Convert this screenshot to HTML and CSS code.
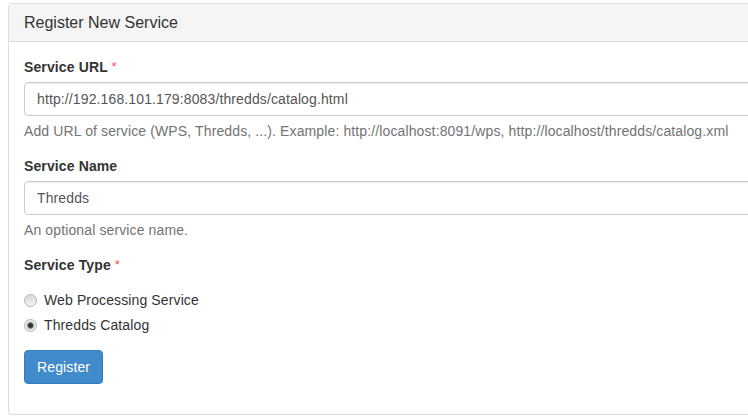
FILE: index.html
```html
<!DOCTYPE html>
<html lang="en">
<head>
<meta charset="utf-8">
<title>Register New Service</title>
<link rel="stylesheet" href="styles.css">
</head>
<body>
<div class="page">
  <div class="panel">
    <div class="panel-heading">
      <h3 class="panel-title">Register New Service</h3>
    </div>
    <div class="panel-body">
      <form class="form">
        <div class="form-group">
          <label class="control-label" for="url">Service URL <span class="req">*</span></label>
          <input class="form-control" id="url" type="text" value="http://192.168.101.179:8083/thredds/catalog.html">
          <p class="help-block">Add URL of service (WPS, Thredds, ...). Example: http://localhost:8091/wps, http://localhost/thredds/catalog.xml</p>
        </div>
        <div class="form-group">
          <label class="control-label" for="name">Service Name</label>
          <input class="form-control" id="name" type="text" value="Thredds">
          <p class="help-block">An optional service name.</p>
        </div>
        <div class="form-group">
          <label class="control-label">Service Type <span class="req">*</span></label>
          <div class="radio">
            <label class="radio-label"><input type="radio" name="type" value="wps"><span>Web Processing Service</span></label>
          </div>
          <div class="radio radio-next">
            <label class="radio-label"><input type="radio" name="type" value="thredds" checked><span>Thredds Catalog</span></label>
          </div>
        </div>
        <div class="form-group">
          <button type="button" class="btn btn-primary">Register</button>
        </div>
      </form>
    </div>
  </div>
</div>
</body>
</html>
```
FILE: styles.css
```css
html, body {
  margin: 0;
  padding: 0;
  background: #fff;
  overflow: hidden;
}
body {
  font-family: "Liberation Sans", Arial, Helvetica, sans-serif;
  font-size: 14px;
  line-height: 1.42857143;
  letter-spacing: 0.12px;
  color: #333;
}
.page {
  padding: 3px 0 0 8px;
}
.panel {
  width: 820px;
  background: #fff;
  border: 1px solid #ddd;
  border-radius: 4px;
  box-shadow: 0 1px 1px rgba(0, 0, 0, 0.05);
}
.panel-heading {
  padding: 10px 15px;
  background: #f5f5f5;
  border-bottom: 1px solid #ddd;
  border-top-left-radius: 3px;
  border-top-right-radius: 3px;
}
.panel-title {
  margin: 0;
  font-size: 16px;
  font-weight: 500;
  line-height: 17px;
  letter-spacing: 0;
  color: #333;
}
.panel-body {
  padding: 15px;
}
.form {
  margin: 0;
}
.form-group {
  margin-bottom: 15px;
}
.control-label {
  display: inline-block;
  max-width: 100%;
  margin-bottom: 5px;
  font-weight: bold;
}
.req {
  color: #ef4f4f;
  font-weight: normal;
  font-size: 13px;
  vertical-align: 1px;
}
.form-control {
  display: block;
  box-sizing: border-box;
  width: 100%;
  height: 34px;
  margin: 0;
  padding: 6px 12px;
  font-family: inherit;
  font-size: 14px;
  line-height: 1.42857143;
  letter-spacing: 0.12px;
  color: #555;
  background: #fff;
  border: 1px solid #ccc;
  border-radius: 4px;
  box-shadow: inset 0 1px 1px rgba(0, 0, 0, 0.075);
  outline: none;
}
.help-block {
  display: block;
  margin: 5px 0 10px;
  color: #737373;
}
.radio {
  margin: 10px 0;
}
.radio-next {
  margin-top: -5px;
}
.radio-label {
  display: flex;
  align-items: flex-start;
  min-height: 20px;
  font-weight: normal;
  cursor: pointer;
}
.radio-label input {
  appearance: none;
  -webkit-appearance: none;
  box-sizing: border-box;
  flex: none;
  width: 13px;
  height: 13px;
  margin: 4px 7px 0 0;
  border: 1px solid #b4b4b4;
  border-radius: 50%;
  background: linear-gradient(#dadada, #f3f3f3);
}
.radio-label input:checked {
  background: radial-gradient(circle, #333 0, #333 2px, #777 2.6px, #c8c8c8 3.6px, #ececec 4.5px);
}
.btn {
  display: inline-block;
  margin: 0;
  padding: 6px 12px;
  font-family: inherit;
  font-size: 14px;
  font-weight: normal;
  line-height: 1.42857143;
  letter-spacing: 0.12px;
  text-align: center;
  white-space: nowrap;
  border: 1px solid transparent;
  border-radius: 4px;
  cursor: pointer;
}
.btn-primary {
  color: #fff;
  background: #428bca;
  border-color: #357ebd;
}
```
------------------------------------------------------------------------
◆ Problem statement ◆
Take the listing and print it again exactly, but without any pictures.

◆ Response to the task ◆
Convert this screenshot to HTML and CSS code.
FILE: index.html
```html
<!DOCTYPE html>
<html lang="en">
<head>
<meta charset="utf-8">
<title>Register New Service</title>
<link rel="stylesheet" href="styles.css">
</head>
<body>
<div class="page">
  <div class="panel">
    <div class="panel-heading">
      <h3 class="panel-title">Register New Service</h3>
    </div>
    <div class="panel-body">
      <form class="form">
        <div class="form-group">
          <label class="control-label" for="url">Service URL <span class="req">*</span></label>
          <input class="form-control" id="url" type="text" value="http://192.168.101.179:8083/thredds/catalog.html">
          <p class="help-block">Add URL of service (WPS, Thredds, ...). Example: http://localhost:8091/wps, http://localhost/thredds/catalog.xml</p>
        </div>
        <div class="form-group">
          <label class="control-label" for="name">Service Name</label>
          <input class="form-control" id="name" type="text" value="Thredds">
          <p class="help-block">An optional service name.</p>
        </div>
        <div class="form-group">
          <label class="control-label">Service Type <span class="req">*</span></label>
          <div class="radio">
            <label class="radio-label"><input type="radio" name="type" value="wps"><span>Web Processing Service</span></label>
          </div>
          <div class="radio radio-next">
            <label class="radio-label"><input type="radio" name="type" value="thredds" checked><span>Thredds Catalog</span></label>
          </div>
        </div>
        <div class="form-group">
          <button type="button" class="btn btn-primary">Register</button>
        </div>
      </form>
    </div>
  </div>
</div>
</body>
</html>
```
FILE: styles.css
```css
html, body {
  margin: 0;
  padding: 0;
  background: #fff;
  overflow: hidden;
}
body {
  font-family: "Liberation Sans", Arial, Helvetica, sans-serif;
  font-size: 14px;
  line-height: 1.42857143;
  letter-spacing: 0.12px;
  color: #333;
}
.page {
  padding: 3px 0 0 8px;
}
.panel {
  width: 820px;
  background: #fff;
  border: 1px solid #ddd;
  border-radius: 4px;
  box-shadow: 0 1px 1px rgba(0, 0, 0, 0.05);
}
.panel-heading {
  padding: 10px 15px;
  background: #f5f5f5;
  border-bottom: 1px solid #ddd;
  border-top-left-radius: 3px;
  border-top-right-radius: 3px;
}
.panel-title {
  margin: 0;
  font-size: 16px;
  font-weight: 500;
  line-height: 17px;
  letter-spacing: 0;
  color: #333;
}
.panel-body {
  padding: 15px;
}
.form {
  margin: 0;
}
.form-group {
  margin-bottom: 15px;
}
.control-label {
  display: inline-block;
  max-width: 100%;
  margin-bottom: 5px;
  font-weight: bold;
}
.req {
  color: #ef4f4f;
  font-weight: normal;
  font-size: 13px;
  vertical-align: 1px;
}
.form-control {
  display: block;
  box-sizing: border-box;
  width: 100%;
  height: 34px;
  margin: 0;
  padding: 6px 12px;
  font-family: inherit;
  font-size: 14px;
  line-height: 1.42857143;
  letter-spacing: 0.12px;
  color: #555;
  background: #fff;
  border: 1px solid #ccc;
  border-radius: 4px;
  box-shadow: inset 0 1px 1px rgba(0, 0, 0, 0.075);
  outline: none;
}
.help-block {
  display: block;
  margin: 5px 0 10px;
  color: #737373;
}
.radio {
  margin: 10px 0;
}
.radio-next {
  margin-top: -5px;
}
.radio-label {
  display: flex;
  align-items: flex-start;
  min-height: 20px;
  font-weight: normal;
  cursor: pointer;
}
.radio-label input {
  appearance: none;
  -webkit-appearance: none;
  box-sizing: border-box;
  flex: none;
  width: 13px;
  height: 13px;
  margin: 4px 7px 0 0;
  border: 1px solid #b4b4b4;
  border-radius: 50%;
  background: linear-gradient(#dadada, #f3f3f3);
}
.radio-label input:checked {
  background: radial-gradient(circle, #333 0, #333 2px, #777 2.6px, #c8c8c8 3.6px, #ececec 4.5px);
}
.btn {
  display: inline-block;
  margin: 0;
  padding: 6px 12px;
  font-family: inherit;
  font-size: 14px;
  font-weight: normal;
  line-height: 1.42857143;
  letter-spacing: 0.12px;
  text-align: center;
  white-space: nowrap;
  border: 1px solid transparent;
  border-radius: 4px;
  cursor: pointer;
}
.btn-primary {
  color: #fff;
  background: #428bca;
  border-color: #357ebd;
}
```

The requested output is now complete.